• _What you need to do_: All of the lines below are to be transcribed faithfully, with pictures excluded from the copy.

• _Information shown_:
----------
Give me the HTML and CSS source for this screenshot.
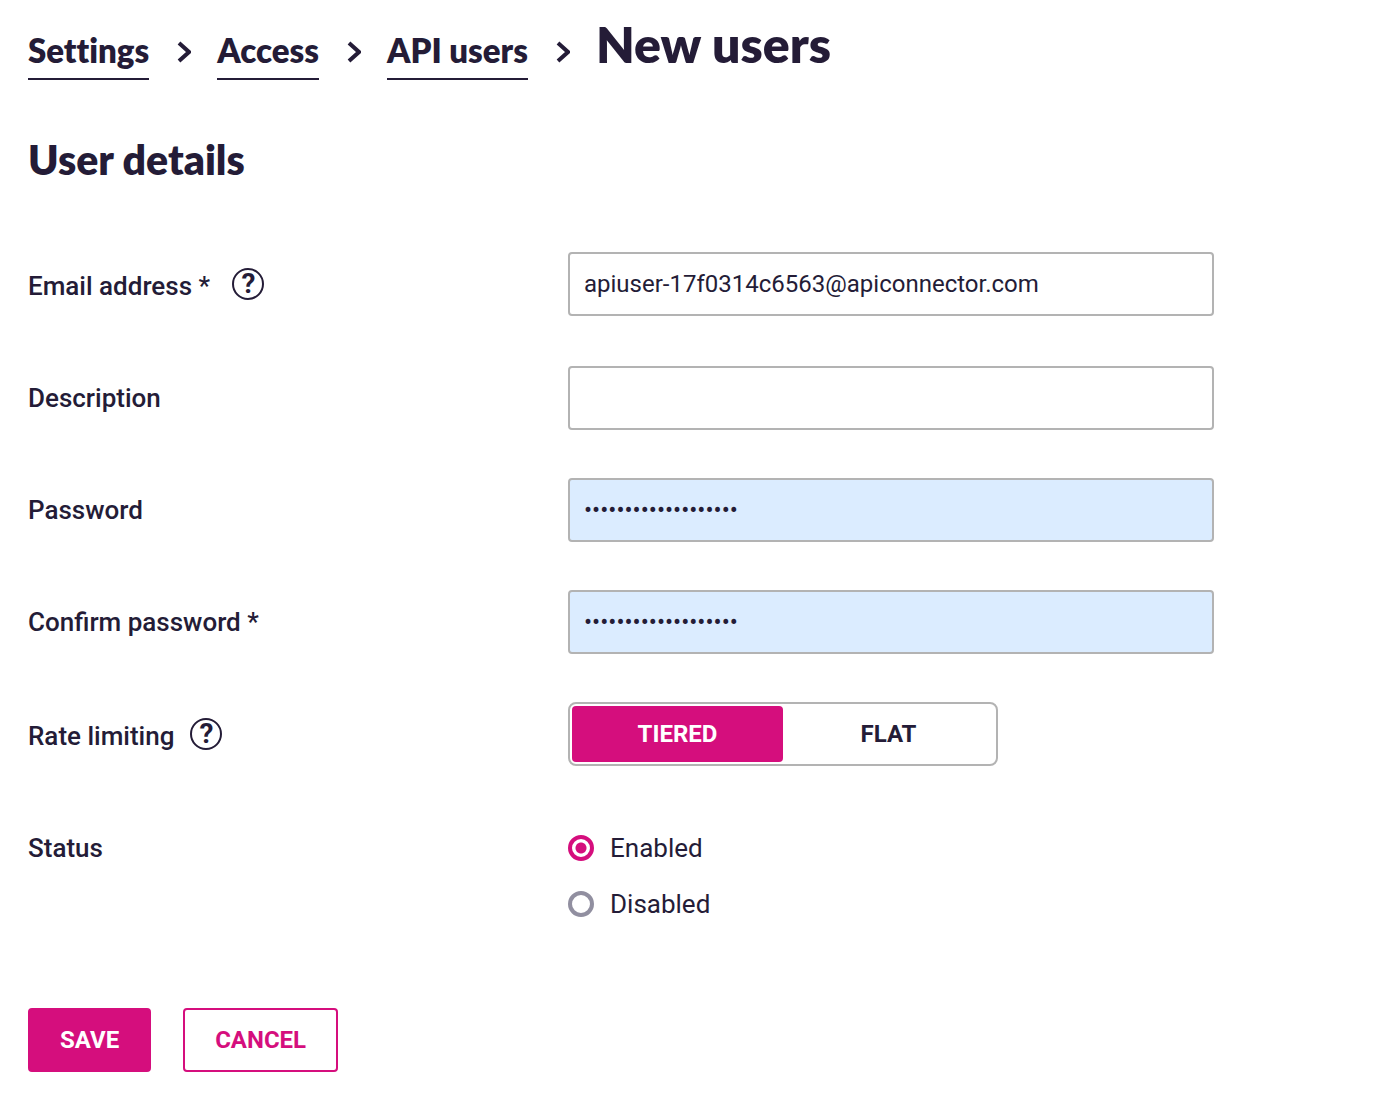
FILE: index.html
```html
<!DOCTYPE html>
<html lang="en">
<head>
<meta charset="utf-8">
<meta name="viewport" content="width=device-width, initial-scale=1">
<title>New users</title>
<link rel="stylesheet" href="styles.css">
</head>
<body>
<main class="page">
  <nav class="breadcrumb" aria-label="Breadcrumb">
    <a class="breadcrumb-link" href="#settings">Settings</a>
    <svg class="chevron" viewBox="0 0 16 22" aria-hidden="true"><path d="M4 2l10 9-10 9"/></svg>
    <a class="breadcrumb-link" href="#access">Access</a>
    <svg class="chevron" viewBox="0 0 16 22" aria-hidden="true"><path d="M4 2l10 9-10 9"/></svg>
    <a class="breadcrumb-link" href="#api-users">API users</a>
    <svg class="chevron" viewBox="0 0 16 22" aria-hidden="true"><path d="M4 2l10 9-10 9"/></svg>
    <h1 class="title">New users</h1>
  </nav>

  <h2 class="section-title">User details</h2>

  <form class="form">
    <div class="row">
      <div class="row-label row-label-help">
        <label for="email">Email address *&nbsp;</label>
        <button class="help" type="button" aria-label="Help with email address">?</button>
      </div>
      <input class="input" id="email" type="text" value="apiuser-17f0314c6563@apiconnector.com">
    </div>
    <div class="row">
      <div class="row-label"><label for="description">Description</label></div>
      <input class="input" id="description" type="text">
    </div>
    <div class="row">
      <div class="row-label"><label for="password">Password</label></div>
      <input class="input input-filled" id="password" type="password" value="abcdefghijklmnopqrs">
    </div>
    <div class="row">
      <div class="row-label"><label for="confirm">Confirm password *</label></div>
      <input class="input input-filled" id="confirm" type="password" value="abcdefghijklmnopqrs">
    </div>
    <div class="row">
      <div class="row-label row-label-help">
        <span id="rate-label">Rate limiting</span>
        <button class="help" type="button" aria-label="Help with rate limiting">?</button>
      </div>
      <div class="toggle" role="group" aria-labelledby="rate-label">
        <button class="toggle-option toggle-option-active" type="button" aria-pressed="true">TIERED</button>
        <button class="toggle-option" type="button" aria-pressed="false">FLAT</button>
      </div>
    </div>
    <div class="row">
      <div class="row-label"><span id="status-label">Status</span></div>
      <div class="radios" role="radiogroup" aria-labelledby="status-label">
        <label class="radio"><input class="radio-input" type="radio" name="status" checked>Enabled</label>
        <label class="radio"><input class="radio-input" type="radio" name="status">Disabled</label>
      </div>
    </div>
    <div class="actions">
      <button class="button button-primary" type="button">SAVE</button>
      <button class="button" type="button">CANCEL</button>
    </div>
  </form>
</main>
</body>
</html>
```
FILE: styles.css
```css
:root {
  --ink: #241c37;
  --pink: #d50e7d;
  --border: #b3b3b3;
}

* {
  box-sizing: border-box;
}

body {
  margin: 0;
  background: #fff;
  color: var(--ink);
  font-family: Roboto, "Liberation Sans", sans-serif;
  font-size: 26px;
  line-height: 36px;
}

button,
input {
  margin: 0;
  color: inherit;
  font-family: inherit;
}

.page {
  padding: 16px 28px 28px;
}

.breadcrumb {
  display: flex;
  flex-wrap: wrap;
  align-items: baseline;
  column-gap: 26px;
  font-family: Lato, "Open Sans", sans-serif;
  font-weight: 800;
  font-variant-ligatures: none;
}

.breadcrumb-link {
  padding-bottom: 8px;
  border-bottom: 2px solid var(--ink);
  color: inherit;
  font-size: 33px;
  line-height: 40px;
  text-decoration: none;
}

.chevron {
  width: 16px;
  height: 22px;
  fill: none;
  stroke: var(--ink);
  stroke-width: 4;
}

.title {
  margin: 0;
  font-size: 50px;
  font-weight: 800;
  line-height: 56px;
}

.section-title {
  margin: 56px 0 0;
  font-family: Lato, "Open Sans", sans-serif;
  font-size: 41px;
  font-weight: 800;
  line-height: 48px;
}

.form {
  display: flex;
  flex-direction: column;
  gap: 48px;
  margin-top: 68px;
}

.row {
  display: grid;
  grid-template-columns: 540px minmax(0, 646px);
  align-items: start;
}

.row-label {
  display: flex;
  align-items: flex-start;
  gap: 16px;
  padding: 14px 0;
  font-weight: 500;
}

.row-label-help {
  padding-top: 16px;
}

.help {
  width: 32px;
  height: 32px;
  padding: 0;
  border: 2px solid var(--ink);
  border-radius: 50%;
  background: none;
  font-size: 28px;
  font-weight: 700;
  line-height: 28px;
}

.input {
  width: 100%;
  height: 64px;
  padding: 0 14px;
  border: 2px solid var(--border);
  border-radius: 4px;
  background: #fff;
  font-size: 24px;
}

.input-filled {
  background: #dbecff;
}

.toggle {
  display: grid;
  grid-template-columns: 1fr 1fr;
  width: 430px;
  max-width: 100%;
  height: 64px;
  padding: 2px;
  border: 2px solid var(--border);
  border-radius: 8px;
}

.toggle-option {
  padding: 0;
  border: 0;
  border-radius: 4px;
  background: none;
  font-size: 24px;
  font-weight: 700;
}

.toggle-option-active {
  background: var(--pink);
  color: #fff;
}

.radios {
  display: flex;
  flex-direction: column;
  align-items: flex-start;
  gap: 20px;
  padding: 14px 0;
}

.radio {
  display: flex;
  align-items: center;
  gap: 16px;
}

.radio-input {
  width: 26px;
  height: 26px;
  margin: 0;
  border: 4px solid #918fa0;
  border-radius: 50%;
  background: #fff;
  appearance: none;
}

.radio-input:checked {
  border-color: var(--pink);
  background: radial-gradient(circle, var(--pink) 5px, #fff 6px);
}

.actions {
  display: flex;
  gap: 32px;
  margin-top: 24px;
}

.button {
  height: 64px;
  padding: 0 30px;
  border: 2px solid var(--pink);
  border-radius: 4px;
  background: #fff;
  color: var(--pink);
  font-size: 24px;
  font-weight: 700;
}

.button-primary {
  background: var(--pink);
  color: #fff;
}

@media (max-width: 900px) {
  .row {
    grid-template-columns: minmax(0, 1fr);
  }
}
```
----------
• _The reply_:
Give me the HTML and CSS source for this screenshot.
FILE: index.html
```html
<!DOCTYPE html>
<html lang="en">
<head>
<meta charset="utf-8">
<meta name="viewport" content="width=device-width, initial-scale=1">
<title>New users</title>
<link rel="stylesheet" href="styles.css">
</head>
<body>
<main class="page">
  <nav class="breadcrumb" aria-label="Breadcrumb">
    <a class="breadcrumb-link" href="#settings">Settings</a>
    <svg class="chevron" viewBox="0 0 16 22" aria-hidden="true"><path d="M4 2l10 9-10 9"/></svg>
    <a class="breadcrumb-link" href="#access">Access</a>
    <svg class="chevron" viewBox="0 0 16 22" aria-hidden="true"><path d="M4 2l10 9-10 9"/></svg>
    <a class="breadcrumb-link" href="#api-users">API users</a>
    <svg class="chevron" viewBox="0 0 16 22" aria-hidden="true"><path d="M4 2l10 9-10 9"/></svg>
    <h1 class="title">New users</h1>
  </nav>

  <h2 class="section-title">User details</h2>

  <form class="form">
    <div class="row">
      <div class="row-label row-label-help">
        <label for="email">Email address *&nbsp;</label>
        <button class="help" type="button" aria-label="Help with email address">?</button>
      </div>
      <input class="input" id="email" type="text" value="apiuser-17f0314c6563@apiconnector.com">
    </div>
    <div class="row">
      <div class="row-label"><label for="description">Description</label></div>
      <input class="input" id="description" type="text">
    </div>
    <div class="row">
      <div class="row-label"><label for="password">Password</label></div>
      <input class="input input-filled" id="password" type="password" value="abcdefghijklmnopqrs">
    </div>
    <div class="row">
      <div class="row-label"><label for="confirm">Confirm password *</label></div>
      <input class="input input-filled" id="confirm" type="password" value="abcdefghijklmnopqrs">
    </div>
    <div class="row">
      <div class="row-label row-label-help">
        <span id="rate-label">Rate limiting</span>
        <button class="help" type="button" aria-label="Help with rate limiting">?</button>
      </div>
      <div class="toggle" role="group" aria-labelledby="rate-label">
        <button class="toggle-option toggle-option-active" type="button" aria-pressed="true">TIERED</button>
        <button class="toggle-option" type="button" aria-pressed="false">FLAT</button>
      </div>
    </div>
    <div class="row">
      <div class="row-label"><span id="status-label">Status</span></div>
      <div class="radios" role="radiogroup" aria-labelledby="status-label">
        <label class="radio"><input class="radio-input" type="radio" name="status" checked>Enabled</label>
        <label class="radio"><input class="radio-input" type="radio" name="status">Disabled</label>
      </div>
    </div>
    <div class="actions">
      <button class="button button-primary" type="button">SAVE</button>
      <button class="button" type="button">CANCEL</button>
    </div>
  </form>
</main>
</body>
</html>
```
FILE: styles.css
```css
:root {
  --ink: #241c37;
  --pink: #d50e7d;
  --border: #b3b3b3;
}

* {
  box-sizing: border-box;
}

body {
  margin: 0;
  background: #fff;
  color: var(--ink);
  font-family: Roboto, "Liberation Sans", sans-serif;
  font-size: 26px;
  line-height: 36px;
}

button,
input {
  margin: 0;
  color: inherit;
  font-family: inherit;
}

.page {
  padding: 16px 28px 28px;
}

.breadcrumb {
  display: flex;
  flex-wrap: wrap;
  align-items: baseline;
  column-gap: 26px;
  font-family: Lato, "Open Sans", sans-serif;
  font-weight: 800;
  font-variant-ligatures: none;
}

.breadcrumb-link {
  padding-bottom: 8px;
  border-bottom: 2px solid var(--ink);
  color: inherit;
  font-size: 33px;
  line-height: 40px;
  text-decoration: none;
}

.chevron {
  width: 16px;
  height: 22px;
  fill: none;
  stroke: var(--ink);
  stroke-width: 4;
}

.title {
  margin: 0;
  font-size: 50px;
  font-weight: 800;
  line-height: 56px;
}

.section-title {
  margin: 56px 0 0;
  font-family: Lato, "Open Sans", sans-serif;
  font-size: 41px;
  font-weight: 800;
  line-height: 48px;
}

.form {
  display: flex;
  flex-direction: column;
  gap: 48px;
  margin-top: 68px;
}

.row {
  display: grid;
  grid-template-columns: 540px minmax(0, 646px);
  align-items: start;
}

.row-label {
  display: flex;
  align-items: flex-start;
  gap: 16px;
  padding: 14px 0;
  font-weight: 500;
}

.row-label-help {
  padding-top: 16px;
}

.help {
  width: 32px;
  height: 32px;
  padding: 0;
  border: 2px solid var(--ink);
  border-radius: 50%;
  background: none;
  font-size: 28px;
  font-weight: 700;
  line-height: 28px;
}

.input {
  width: 100%;
  height: 64px;
  padding: 0 14px;
  border: 2px solid var(--border);
  border-radius: 4px;
  background: #fff;
  font-size: 24px;
}

.input-filled {
  background: #dbecff;
}

.toggle {
  display: grid;
  grid-template-columns: 1fr 1fr;
  width: 430px;
  max-width: 100%;
  height: 64px;
  padding: 2px;
  border: 2px solid var(--border);
  border-radius: 8px;
}

.toggle-option {
  padding: 0;
  border: 0;
  border-radius: 4px;
  background: none;
  font-size: 24px;
  font-weight: 700;
}

.toggle-option-active {
  background: var(--pink);
  color: #fff;
}

.radios {
  display: flex;
  flex-direction: column;
  align-items: flex-start;
  gap: 20px;
  padding: 14px 0;
}

.radio {
  display: flex;
  align-items: center;
  gap: 16px;
}

.radio-input {
  width: 26px;
  height: 26px;
  margin: 0;
  border: 4px solid #918fa0;
  border-radius: 50%;
  background: #fff;
  appearance: none;
}

.radio-input:checked {
  border-color: var(--pink);
  background: radial-gradient(circle, var(--pink) 5px, #fff 6px);
}

.actions {
  display: flex;
  gap: 32px;
  margin-top: 24px;
}

.button {
  height: 64px;
  padding: 0 30px;
  border: 2px solid var(--pink);
  border-radius: 4px;
  background: #fff;
  color: var(--pink);
  font-size: 24px;
  font-weight: 700;
}

.button-primary {
  background: var(--pink);
  color: #fff;
}

@media (max-width: 900px) {
  .row {
    grid-template-columns: minmax(0, 1fr);
  }
}
```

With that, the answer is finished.